Bermel: Why aren’t composers writing more symphonies?

Posted on: September 5, 2013

“Having encountered thousands of submissions to the American Composers Orchestra over the past several seasons, I’ve noticed a dearth of works with ‘Symphony’ in the title,” writes composer and clarinetist Derek Bermel on Wednesday (9/4) at NPR’s Deceptive Cadence blog. “At the ACO, where I am the artistic director, the 2007 strategic plan mandated a focus on ‘emerging’ composers, and programming has reflected that change. That’s yielded a dramatic drop-off in the number of symphonies programmed in recent years.
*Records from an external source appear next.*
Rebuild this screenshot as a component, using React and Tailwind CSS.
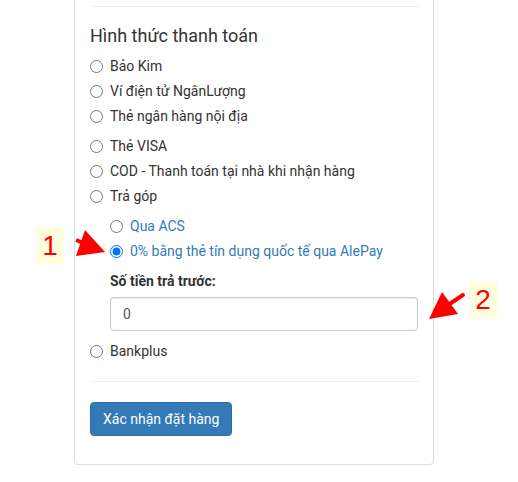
const options = ['Bảo Kim', 'Ví điện tử NgânLượng', 'Thẻ ngân hàng nội địa']
const options2 = ['Thẻ VISA', 'COD - Thanh toán tại nhà khi nhận hàng', 'Trả góp']

function Radio({ label, checked, sub }) {
  return (
    <label className={`flex items-center h-[25px] gap-[7px] ${sub ? 'text-[#337ab7]' : 'text-[#333]'}`}>
      <input type="radio" name={sub ? 'sub' : 'pay'} defaultChecked={checked} className="w-[13px] h-[13px] m-0" />
      <span>{label}</span>
    </label>
  )
}

export default function App() {
  return (
    <div
      className="relative w-[518px] h-[482px] overflow-hidden bg-white text-[14px]"
      style={{ fontFamily: 'Roboto, "Noto Sans", sans-serif' }}
    >
      {/* Payment card */}
      <div className="ml-[74px] -mt-[10px] w-[360px] border border-[#ddd] rounded-[4px] px-[15px] pt-[15px] pb-[28px]">
        <div className="h-px bg-[#eee]" />
        <h3 className="mt-[17px] text-[18px] leading-[24px] text-[#333]">Hình thức thanh toán</h3>

        <div className="mt-[6px]">
          {options.map((o) => <Radio key={o} label={o} />)}
        </div>
        <div className="mt-[5px]">
          {options2.map((o) => <Radio key={o} label={o} />)}
        </div>

        <div className="ml-[20px] mt-[5px]">
          <Radio sub label="Qua ACS" />
          <Radio sub checked label="0% bằng thẻ tín dụng quốc tế qua AlePay" />
          <div className="mt-[7px] font-bold text-[#333] leading-[20px]">Số tiền trả trước:</div>
          <input
            defaultValue="0"
            className="mt-[6px] block w-[308px] h-[34px] border border-[#ccc] rounded-[4px] px-[12px] text-[#555] shadow-[inset_0_1px_1px_rgba(0,0,0,0.075)]"
          />
        </div>

        <div className="mt-[8px]">
          <Radio label="Bankplus" />
        </div>

        <div className="mt-[17px] h-px bg-[#eee]" />

        <button className="mt-[20px] h-[34px] px-[12px] rounded-[4px] bg-[#337ab7] border border-[#2e6da4] text-white">
          Xác nhận đặt hàng
        </button>
      </div>

      {/* Annotation labels */}
      <div className="absolute left-[36px] top-[227px] w-[28px] h-[37px] bg-[#ffffe0] text-[#f00] text-[28px] leading-[37px] text-center" style={{ fontFamily: '"Liberation Sans", sans-serif' }}>
        1
      </div>
      <div className="absolute left-[469px] top-[281px] w-[28px] h-[37px] bg-[#ffffe0] text-[#f00] text-[28px] leading-[37px] text-center" style={{ fontFamily: '"Liberation Sans", sans-serif' }}>
        2
      </div>

      {/* Annotation arrows */}
      <svg className="absolute inset-0 pointer-events-none" width="518" height="482">
        <line x1="76" y1="240" x2="88" y2="245" stroke="#f00" strokeWidth="4" />
        <polygon points="85,230 76,256 105,252" fill="#f00" />
        <line x1="463" y1="295" x2="445" y2="307" stroke="#f00" strokeWidth="4" strokeLinecap="round" />
        <polygon points="442,292 458,314 429,319" fill="#f00" />
      </svg>
    </div>
  )
}
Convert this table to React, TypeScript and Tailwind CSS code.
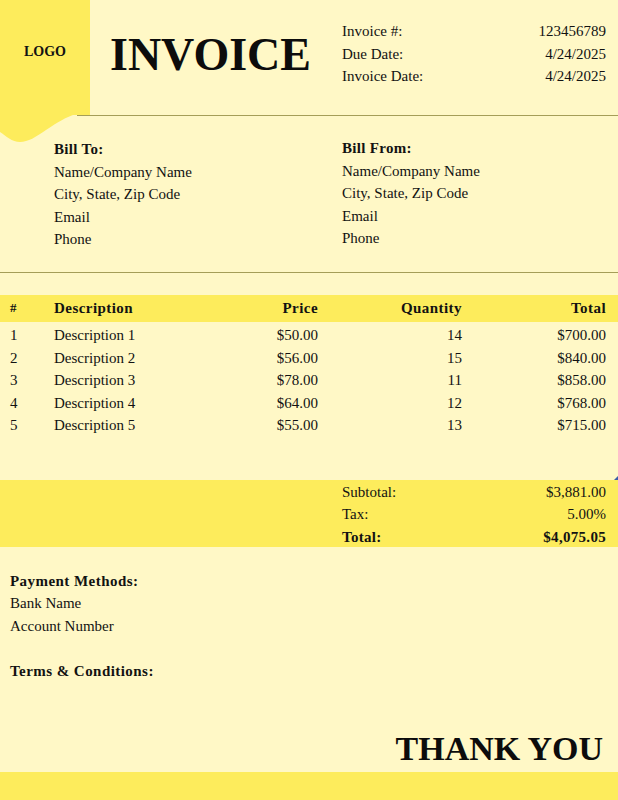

I asked several younger composers about this phenomenon and was intrigued by the thoughtful and thought-provoking answers they offered.” Bermel cites responses from composers including Gabriela Lena Frank (“Maybe I’m rebelling against the reverential stupor that often greets the word ‘symphony’ ”), Mason Bates (“I avoid the old-school term because it misses a creative opportunity”), Anthony Cheung (“The [noun] carries the huge weight of a glorious but rather specific tradition”), Andrew Norman (“There is very little incentive for a composer to spend a year or more writing a giant piece that will in all likelihood get one performance”), and Clint Needham (“I did recently string three works commissioned separately together as one larger 25-minute work … I guess that could be a symphony”).